The one month anniversary of...well, of waking up, I guess.

I was hunting through my "All Mail" box tonight and found emails that Beloved Lotion Slut Pens had sent out to sundry friends and family on the day that I had surgery. Reading them, I cried and cried, unexpectedly, because I hadn't thought of how what had happened would look from somebody else's point of view. I also hadn't realized how incredibly comforting and calm Pens was about the whole thing, and how much I owe her for her levelheaded stability in the week after surgery.

A month ago I woke up in the morning in a hospital bed as somebody from the front desk delivered flowers. There was a bunch of orange lilies and fall leaves from my uncle, and a lovely pink arrangement with stock and roses and a daisy from The Brother In Beer. A couple of my coworkers came in to see how I was doing, and then two of the otolaryngology residents stopped by to see how I was healing. That's really all I remember.

Two days ago I stood at the bedside of one of my patients as one of those otolaryngology residents scoped her sinuses. *I* knew who *she* was, but I wasn't sure she recognized me as the person whose throat and oropharynx she had cauterized. I didn't say anything.

As she was rolling up the scope tubing, she glanced at me and said, "You look good. You sound good. Do you feel okay?" I just nodded, and thanked her for doing such a good job on my mouth.

My last words before surgery were "Gosh, it sure does, doesn't it?" after the anesthesiologist told me that the gas he was giving me would make me dizzy. My first words after surgery were "I am not going to work today. I just had surgery!" to my boss, whom I saw standing in the post-op bay at the foot of my bed.

A month ago, I freshly didn't-have-cancer-any-more, though I didn't know it. I knew I wasn't wearing the silver Braille ring I normally do, so I stretched my hand out for it and Pens gave it to me. I knew I hurt, so I pushed the magical button that Nurse Carolita had put into my paw. I tried to blog, just enough to let everybody know I was okay.

A month later, I'm still learning that I have to wear a plastic thing in my mouth to be intelligible. I leave the house occasionally without it on, and have to turn 'round and come back and grab it off the kitchen counter. I still get surgical slough out of my sinuses or throat, though it's not as bad as it was--not by a long shot--in the first two weeks after surgery. I can talk, pretty well, actually--most people think I'm at the tail end of a cold unless I'm really tired, in which case they think my cold is a bad one.

Today I'm aware that things haven't really changed all that much, unless you count the ways that they've changed completely. I'll have a plastic thing to deal with for the rest of my life. Friend Lara has just started the long road to being an ex-cancer-patient, and Friend Pens is looking forward to her own surgery later next month. My uncle is still obsessed with shooting the (highly illegal) twenty-gauge shotgun I keep in the house, and the Brother in Beer is still brewing.

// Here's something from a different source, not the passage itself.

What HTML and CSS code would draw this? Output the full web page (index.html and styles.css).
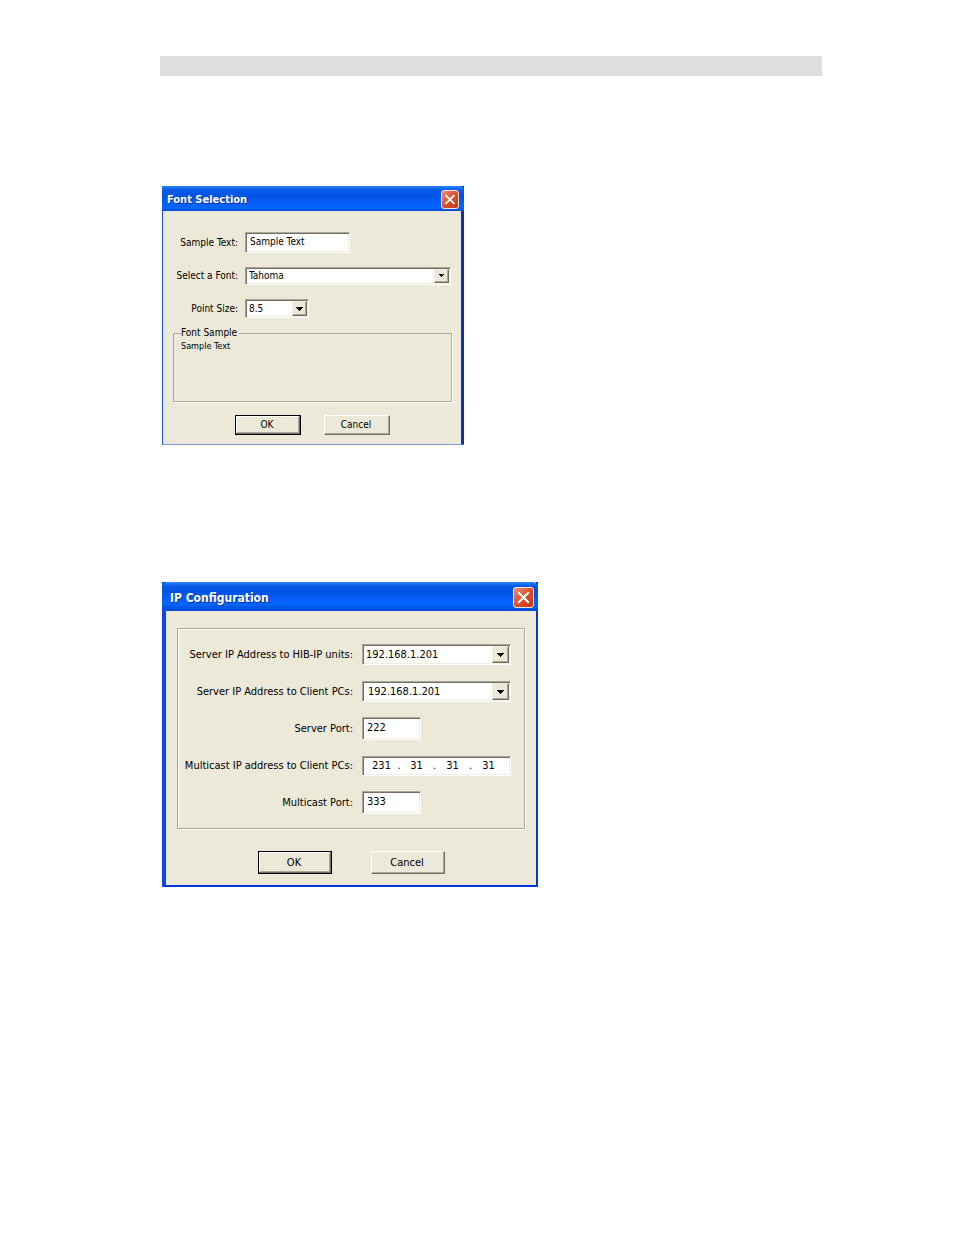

I can't work as much as I'd like to, yet, and I can't eat crunchy dry stuff. My upper jaw hurts, still, where that tooth was sawed off and the bone avulsed. There's still an enormous hole in my upper jaw that leads directly into...my sinuses, I guess, that has to heal by granulation and is doing so slowly. I'm tired most of the time.

But I no longer have cancer. I have a scan coming up in January, to see how the bone in my head is healing, and an appointment tomorrow with the prosthodontist to try to make my speech even more perfect. Next September or October I'll have the first official follow-up scan to make sure there has been no recurrance of cancer.

In a year, when I get the word that that first follow-up scan is clean, I'll change my birthday as Lara suggests. It's no longer a big deal to me to celebrate the day I get a year older; I'd rather celebrate the day I got another chance. Again.